When I was in my late 30s right around the time we decided to move to Atlanta and I decided to become a freelancer and I decided to leave my full time job, there was a shift in my thinking that was about my family. When I turned 40, though, that shift became more about me as a woman and what I’m doing to make myself happy. And it’s a journey. I’m still not there – I’m 45, I’ll be 45 in October and I still have moments like Okay, for real what do I really like? What makes me happy? What should I be doing to make sure I’m putting the oxygen mask on my face first before I put it on everybody else’s face? And it’s not easy after 40 years of being told that you are supposed to cater to everyone else as a woman and your job is to be there for everyone else and be sure that they are taken care of to then do this total 180 and figure out how you’re gonna make yourself happy and what you’re gonna do to make yourself responsible for your own happiness. So the shift for me was that Denene needs to start taking care of Denene, and that shift happened around age 40. And I think that was because I started realizing like Oh, you kinda good at what you do! you know, because my entire life I had been taught to be humble about what you do and I still think that I’m very humble about what I do. You won't see me going around bragging and boasting. I let my work speak for itself.
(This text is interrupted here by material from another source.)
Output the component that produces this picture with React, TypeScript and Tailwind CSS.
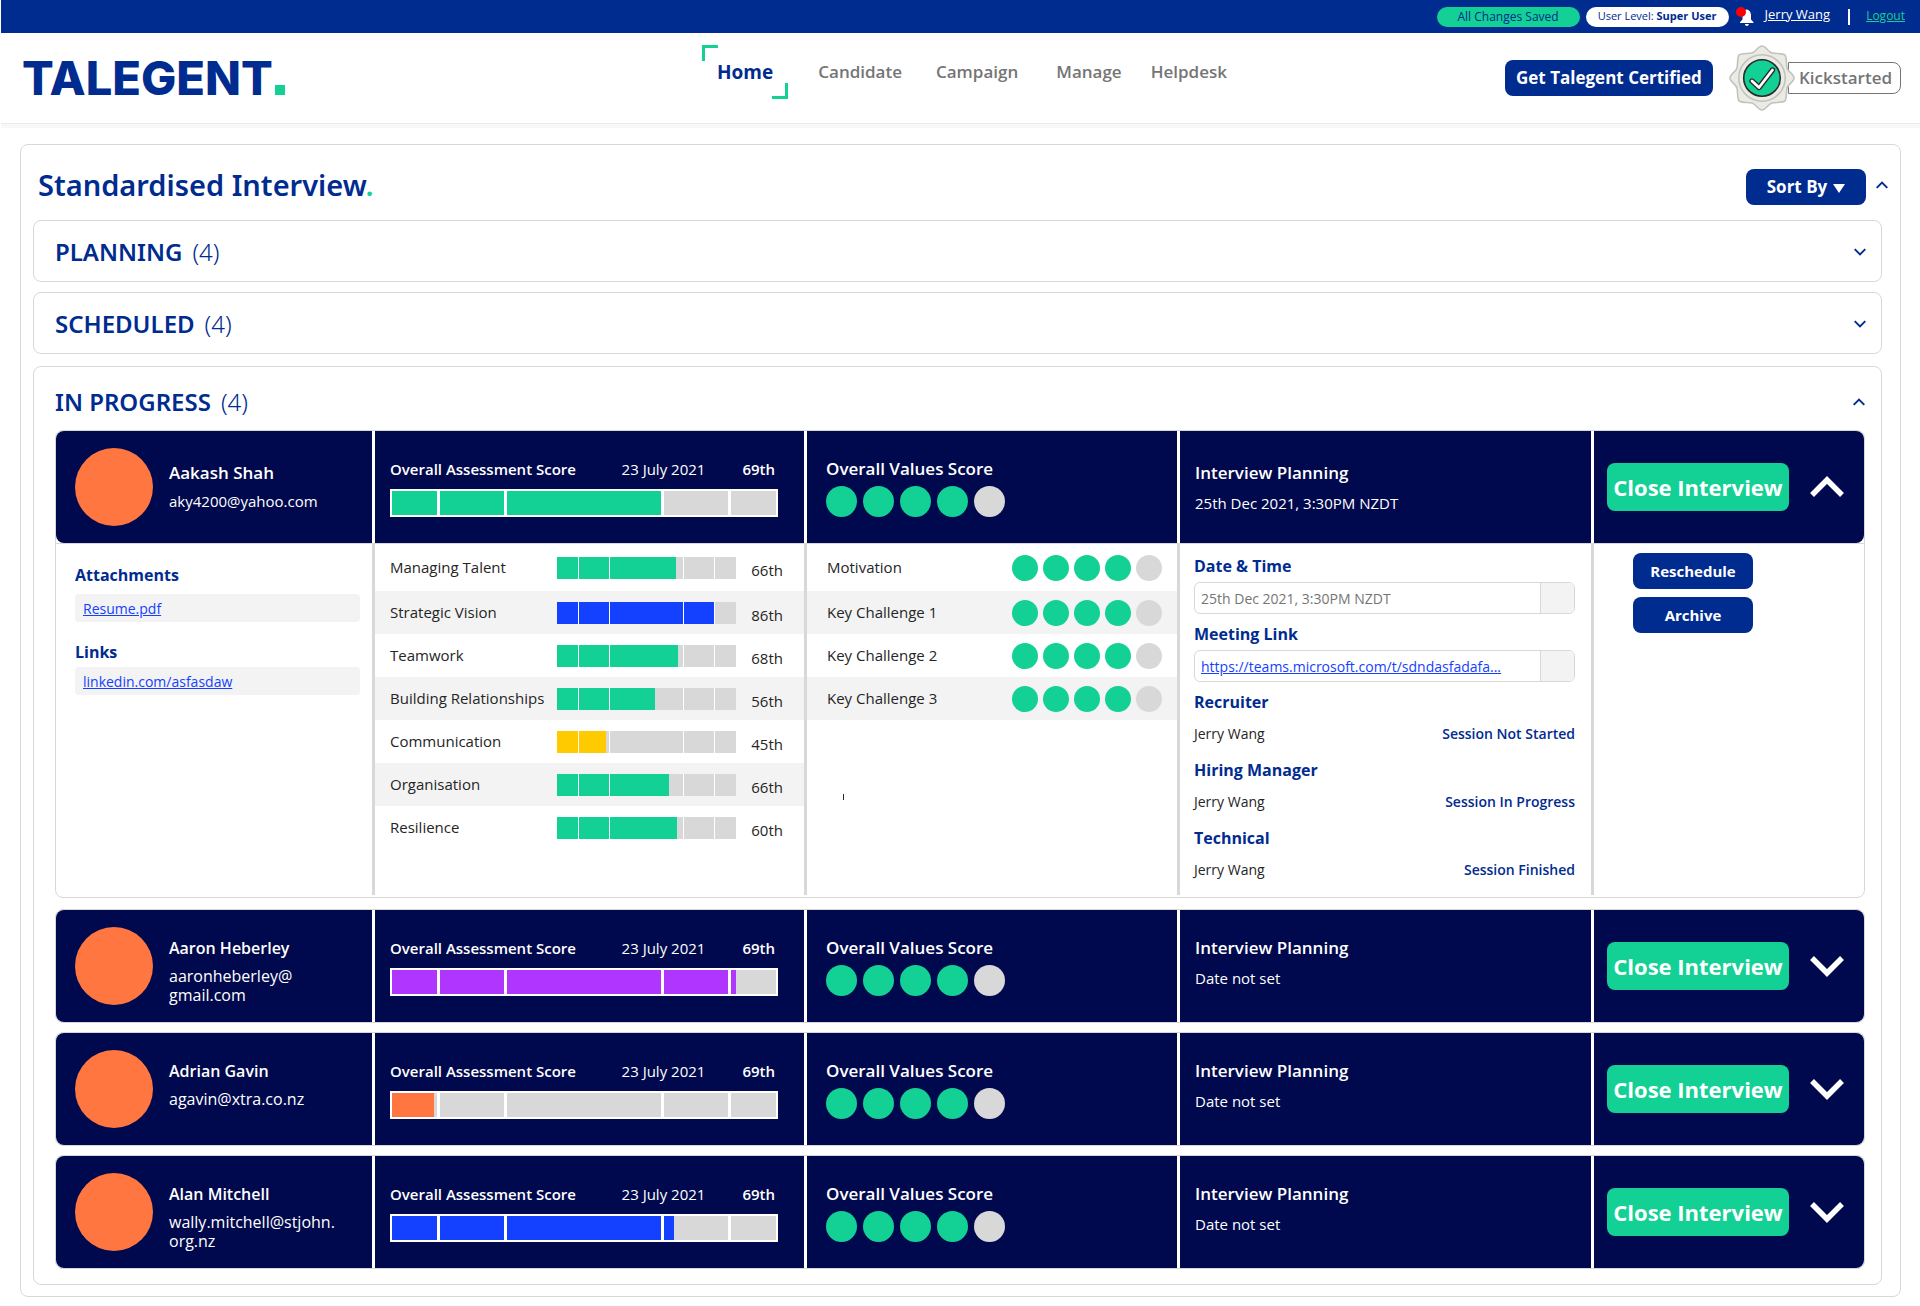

But I was raised to keep my head down, to be quiet, to kind of accept what’s given to me and be grateful for that. So the idea of saying No, that’s not good enough. No, that’s not what I want. I want this. Yes, I am very good at what I do, and because I am very good at what I do, I deserve this, and you’re going to give it me or I’m going to go that way.  –that didn’t kick in for me until I turned 40 and until my girls got a little older and could understand the words coming out of my mouth when I said, No.  It didn’t kick in for me until I realized that yes, its great to be a supportive wife and make sure that he feels catered to but you deserve to cater to yourself, too. I would say when I turned 40 that shift happened, and I started thinking of things differently.  And it’s still a journey.  Five years later, that shift still manifests itself in different ways, but the forties is my decade. Because it just made me realize that Okay, Denene’s kind of a bad sister, and it’s okay to say that.

 

Do you have a personal mantra that helps to keep you present and helps you to remember these things?

 

I have a bracelet that I wear all of the time that is a leather cuff and it has the last line of Nikki Giovanni’s poem “Ego Trippin” on it and it says, “…I mean I can fly like a bird in the sky.” To me those words and the words of "Ego Trippin" specifically, are just… I mean that poem is about how dope Black women are and how we have a history of soaring at anything we touch. In the end it's almost like she’s saying all of these sisters came before you and did the damn thing, and I believe "I can fly like a bird in the sky" – in other words you are just as amazing as all of those women who came before you.  And so when I see that and I wear that, it’s almost like a cape putting that bracelet on. If I wasn’t so afraid of ink, I would get it tatted on me, because I really do believe that I finally figured out in my forties that I can fly like a bird in the sky.  There’s no reason why I can’t identify something that I want to do and then go and do it.  There’s nothing stopping me. I’m still strong.  I’m smarter than I’ve ever been.  I’m wiser than I’ve ever been, and I’ve been through a myriad of experiences that really sort of laid out what my strengths are and there is no reason why I can’t identify something that I really love and really want to do and then fly like a bird in the sky and go get it. So that’s my mantra. If there’s something that I want to do, I’m going to get it done and that’s just who I am as a person. And all of these years up until 40 I thought that these things sort of happen by circumstance or someone giving it to me, but the fact of the matter is now that I’m 45 I can look back at it I see that really there was some thought that went into the things that I did and there was some effort and creativity and intelligence that went in to my ability to get what I had. I may not have been looking at it that way then, but there is a way for me to look at it that way now and understand that there was some thought and intelligence that went into it what I did and there’s no reason why I can’t carry that into the rest of my life. I’m 45 and I’m still young and I believe I can fly like a bird in the sky.

 

That’s a perfect way to end our chat! You are so immensely inspirational to me and I know you will be to our readers. A few last “getting to know you” questions:

 

Maxine or Rajean: Maxine

 

Five inch stilettos or three inch wedges: Five-inch stilettos (I’m 5’1 ½ and the ½ is important!)

 

Mary Higgins-Clark or Stephen King: Stephen King (he still scares the hell outta me!)